The replica partial synagogue forms part of Warsaw’s new Jewish museum. Telling the complete thousand-year story of Poland’s Jewish community, the new state-of-the-art permanent historical exhibition, one of the largest of its type in the world, covers 4,200 square metres.

Housed in a purpose-built ultra-modern building constructed on the site of part of the World War Two Warsaw Ghetto, the museum chronicles the development of the first Jewish settlements in medieval Poland, the Jewish community’s economic and political roles in late medieval and early modern times, the development of Jewish towns in the Polish-Lithuanian Commonwealth, prosperity, persecution, the Holocaust, postwar Poland and Jewish cultural and political contributions to Polish history.

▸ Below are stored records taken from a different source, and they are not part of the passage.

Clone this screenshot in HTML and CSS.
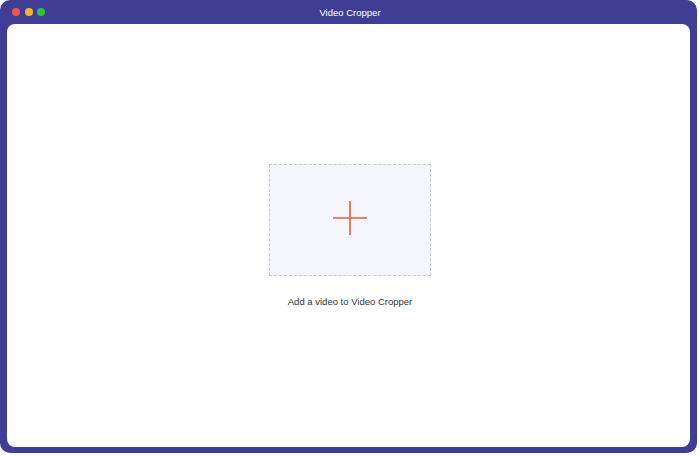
FILE: index.html
```html
<!DOCTYPE html>
<html lang="en">
<head>
    <meta charset="UTF-8">
    <meta name="viewport" content="width=device-width, initial-scale=1.0">
    <title>Video Cropper</title>
    <link rel="stylesheet" href="styles.css">
</head>
<body>
<div class="window">
    <div class="titlebar">
        <div class="lights">
            <span class="light red"></span>
            <span class="light yellow"></span>
            <span class="light green"></span>
        </div>
        <div class="title">Video Cropper</div>
    </div>
    <div class="panel">
        <div class="dropzone">
            <svg class="plus" width="34" height="34" viewBox="0 0 34 34">
                <path d="M17 0 V34 M0 17 H34" stroke="#f25a3c" stroke-width="1.6" fill="none"/>
            </svg>
        </div>
        <p class="hint">Add a video to Video Cropper</p>
    </div>
</div>
</body>
</html>
```

FILE: styles.css
```css
body {
    margin: 0;
    background: #ffffff;
    font-family: "Liberation Sans", Arial, sans-serif;
}
.window {
    width: 697px;
    height: 453px;
    box-sizing: border-box;
    padding: 0 7px 6px 7px;
    background-color: #3f3e94;
    border-radius: 10px;
    display: flex;
    flex-direction: column;
}
.titlebar {
    height: 24px;
    position: relative;
    display: flex;
    align-items: center;
    justify-content: center;
}
.lights {
    position: absolute;
    left: 5px;
    top: 8px;
    display: flex;
    gap: 4.5px;
}
.light {
    width: 8px;
    height: 8px;
    border-radius: 50%;
}
.red { background-color: #f0554f; }
.yellow { background-color: #f3b52b; }
.green { background-color: #2bc33f; }
.title {
    color: #ffffff;
    font-size: 9.5px;
    margin-left: 3px;
}
.panel {
    flex: 1;
    background-color: #ffffff;
    border-radius: 8px;
    display: flex;
    flex-direction: column;
    align-items: center;
    justify-content: center;
}
.dropzone {
    width: 162px;
    height: 112px;
    box-sizing: border-box;
    border: 1px dashed #c3c9dc;
    background-color: #f4f6fb;
    display: flex;
    align-items: center;
    justify-content: center;
    margin-left: 3px;
}
.plus {
    margin-bottom: 4px;
}
.hint {
    margin: 20px 0 0 3px;
    font-size: 9.5px;
    color: #333333;
}
```
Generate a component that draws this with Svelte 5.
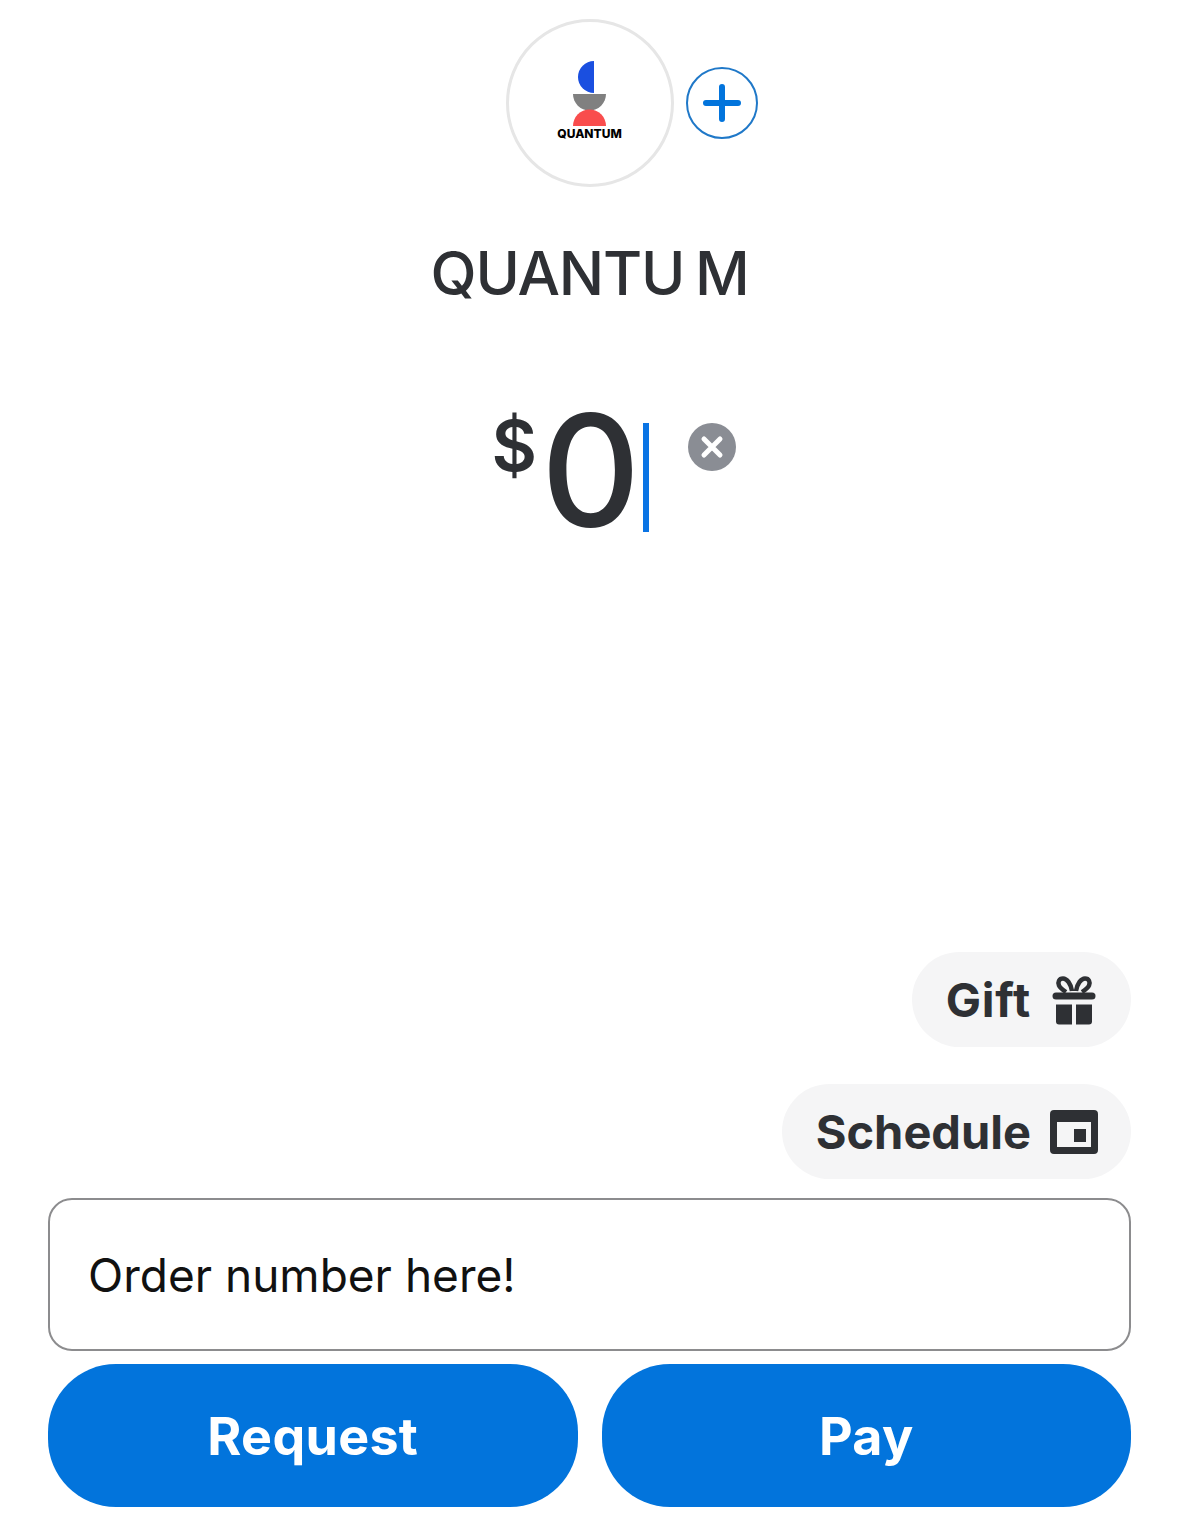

The museum’s comprehensive displays use the latest visual and computer technology to discuss key issues in Poland’s Jewish story – cooperation, persecution, conflict, autonomy, integration, assimilation and survival. The museum says that “at each stage of this journey into the past”, it has tried “to be as close to everyday life as possible” and to “give a voice to the Jewish merchants, scholars and artists” of each era, as well as its “rabbis, housewives, politicians, chroniclers and revolutionaries”.

In a sense, the museum provides the complex long-term cultural and political background to the eastern European Jewish experience revealed over past decades to the wider world by the blockbuster musical, Fiddler on the Roof.

Although the museum describes the history of Polish Jewry, it is also relevant to wider Jewish and world history – because around 70 per cent of the world’s 18 million Jews are wholly or partially descended from the Jews of the 16th-18th century Polish-Lithuanian Commonwealth, which at the time had by far the largest Jewish population in the world. Later, prior to the Holocaust, 10 per cent (around 3.5 million) of Poland’s population was Jewish.

The new museum – including the recreated painted glories of north-east Europe’s lost wooden synagogue tradition – is helping to reveal a remarkable chapter in Jewish, Polish and world history.